Don't expect any one to help
you, get up and do it yourself
-most likely you don't earn shoe companies the money they give you for equipment so thank your stars you get what do. Keep your eyes open and live in as big a world as possible (don't let anyone keep you bottled up). Any knowledge is power. More knowledge is more power.
Have a plan and concrete goals for where you see yourself in the future and how you're going to survive until you get there.
Make a running resume, they'll ask for it.
Set your sights realisticly
-shoes are pretty easy to get
-travel you have to be a GOOD college runner (scorer at NC's at least?)

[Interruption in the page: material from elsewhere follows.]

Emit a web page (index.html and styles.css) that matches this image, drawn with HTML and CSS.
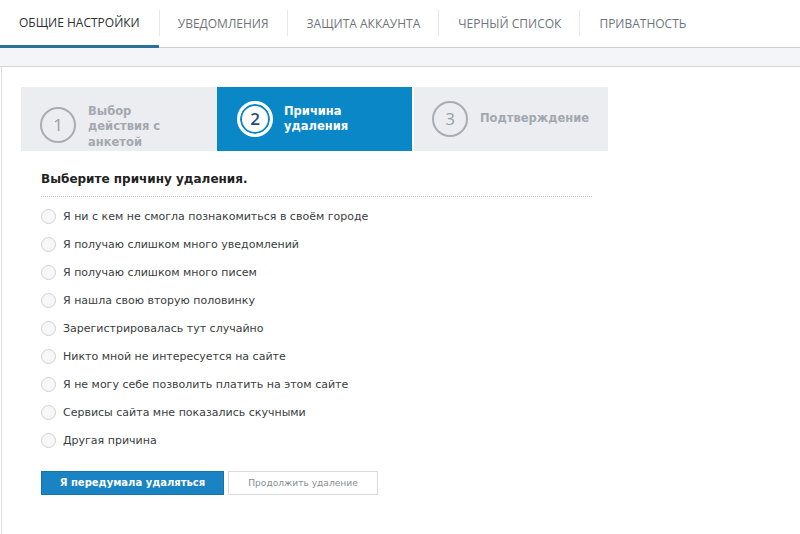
FILE: index.html
```html
<!DOCTYPE html>
<html lang="ru">
<head>
<meta charset="utf-8">
<link rel="stylesheet" href="styles.css">
</head>
<body>
<nav class="tabs">
  <div class="tab active">ОБЩИЕ НАСТРОЙКИ</div>
  <div class="tab">УВЕДОМЛЕНИЯ</div>
  <div class="tab">ЗАЩИТА АККАУНТА</div>
  <div class="tab">ЧЕРНЫЙ СПИСОК</div>
  <div class="tab last">ПРИВАТНОСТЬ</div>
</nav>
<div class="band"></div>
<main class="panel">
  <div class="steps">
    <div class="step s1"><span class="num">1</span><span class="label">Выбор<br>действия с<br>анкетой</span></div>
    <div class="step s2 current"><span class="num">2</span><span class="label">Причина<br>удаления</span></div>
    <div class="step s3"><span class="num">3</span><span class="label">Подтверждение</span></div>
  </div>
  <section class="reasons">
    <h2 class="title">Выберите причину удаления.</h2>
    <ul class="list">
      <li><span class="radio"></span>Я ни с кем не смогла познакомиться в своём городе</li>
      <li><span class="radio"></span>Я получаю слишком много уведомлений</li>
      <li><span class="radio"></span>Я получаю слишком много писем</li>
      <li><span class="radio"></span>Я нашла свою вторую половинку</li>
      <li><span class="radio"></span>Зарегистрировалась тут случайно</li>
      <li><span class="radio"></span>Никто мной не интересуется на сайте</li>
      <li><span class="radio"></span>Я не могу себе позволить платить на этом сайте</li>
      <li><span class="radio"></span>Сервисы сайта мне показались скучными</li>
      <li><span class="radio"></span>Другая причина</li>
    </ul>
    <div class="actions">
      <button class="btn primary">Я передумала удаляться</button>
      <button class="btn secondary">Продолжить удаление</button>
    </div>
  </section>
</main>
</body>
</html>
```
FILE: styles.css
```css
* { box-sizing: border-box; }
html, body { margin: 0; padding: 0; background: #fff; }
body { font-family: "DejaVu Sans", Verdana, sans-serif; color: #333; width: 800px; height: 534px; overflow: hidden; }

.tabs {
  display: flex;
  height: 48px;
  border-bottom: 1px solid #cfd1d4;
  background: #fff;
}
.tab {
  position: relative;
  font-family: "Open Sans", "Noto Sans", sans-serif;
  font-size: 12px;
  color: #6f7479;
  padding: 0 19px 1px;
  height: 47px;
  display: flex;
  align-items: center;
  white-space: nowrap;
}
.tab::after {
  content: "";
  position: absolute;
  right: 0;
  top: 10px;
  height: 26px;
  border-right: 1px solid #e6e8ea;
}
.tab.last::after { display: none; }
.tab.active {
  color: #2c3034;
  border-bottom: 3px solid #2a7198;
  padding-bottom: 0;
  height: 48px;
  margin-bottom: -1px;
}
.tab.active::after { display: none; }
.tab.active + .tab::before {
  content: "";
  position: absolute;
  left: 0;
  top: 10px;
  height: 26px;
  border-left: 1px solid #e6e8ea;
}

.band {
  height: 19px;
  background: #f4f5f8;
  border-bottom: 1px solid #d3d5d8;
}

.panel {
  margin-left: 1px;
  border-left: 1px solid #dcdee0;
  padding: 20px 0 0 19px;
  height: 467px;
}

.steps { display: flex; height: 64px; }
.step {
  display: flex;
  align-items: center;
  background: #ebedf1;
  color: #a3a8ae;
  font-weight: bold;
  font-size: 11.5px;
  line-height: 15.5px;
}
.s1 { width: 196px; padding-left: 19px; padding-top: 12px; }
.s1 .label { padding-top: 4px; }
.s2 { width: 195px; padding-left: 20px; }
.s3 { width: 194px; margin-left: 2px; padding-left: 18px; }
.num {
  flex: none;
  width: 36px;
  height: 36px;
  border: 2px solid #a9adb2;
  border-radius: 50%;
  display: flex;
  align-items: center;
  justify-content: center;
  font-family: "Open Sans", sans-serif;
  font-size: 17px;
  font-weight: normal;
  color: #9a9ea4;
  margin-right: 12px;
}
.s2 .num { margin-right: 11px; }
.current { background: #0a87c7; color: #fff; }
.current .num {
  border: 3px solid #fff;
  background: #fff;
  box-shadow: inset 0 0 0 2px #0a87c7;
  color: #1c4f7c;
  font-weight: 600;
}
.s3 .num { margin-right: 12px; }

.reasons { padding: 20px 0 0 20px; width: 571px; }
.title {
  margin: 0;
  font-size: 12px;
  font-weight: bold;
  color: #222;
  line-height: 16px;
  padding-bottom: 9px;
  border-bottom: 1px dotted #b9bcbf;
}
.list { list-style: none; margin: 5px 0 0; padding: 0; }
.list li {
  display: flex;
  align-items: center;
  height: 28.1px;
  font-size: 11px;
  color: #3a3d40;
}
.radio {
  width: 15px;
  height: 15px;
  border: 1px solid #d0d2d5;
  border-radius: 50%;
  background: #f7f7f8;
  margin-right: 7px;
}

.actions { display: flex; gap: 4px; margin-top: 16px; }
.btn {
  height: 24px;
  font-family: "DejaVu Sans", Verdana, sans-serif;
  white-space: nowrap;
  padding: 0;
  cursor: pointer;
}
.primary {
  width: 183px;
  background: #1a83c4;
  border: 1px solid #1674ad;
  color: #fff;
  font-weight: bold;
  font-size: 10px;
}
.secondary {
  width: 150px;
  background: #fff;
  border: 1px solid #d8dadd;
  color: #8a8e93;
  font-size: 9.1px;
}
```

-stipend is real tough to get
-$250 a month is average for a stipend and you shouldn't expect more than $500 unless are a big time stud. You can't live off either.
Make connections while
you're in school and at races afterwards. Meet the important
people and get their numbers.
-the school shoe guy
-meet directors (Penn, Mt Sac, X-C meets)
-coaches from your conference
-USATF committee members and coaches
-use your coaches at school to get you into meets after you graduate
-other runners (find out what they have going on)
Study the market:
rule 1-companies don't hire after Olympics they are dropping dead weight.
rule 2-companies hire anybody before Olympic Trials they are covering the odds.
This year it was good to be a girl. A lot of the US women are getting older. New blood was being hired big time. Some companies found they were short of young males as well, others had a lot. Look at who has what and show them you can fill a need for their market.
You probably don't need an agent, but if you feel lost get one so you're not taken advantage of and hope they don't screw you too (most everybody is honest in this business)
Keep calling the shoe guys if they don't give you an answer. The same goes with meet directors. They might pick you up if a space opens up
Be as loyal to your company or agent as they are to you. Remember if you don't live up to your end of the bargain, most companies will drop you in a heart beat. Nothing personal. Don't dump them for no reason.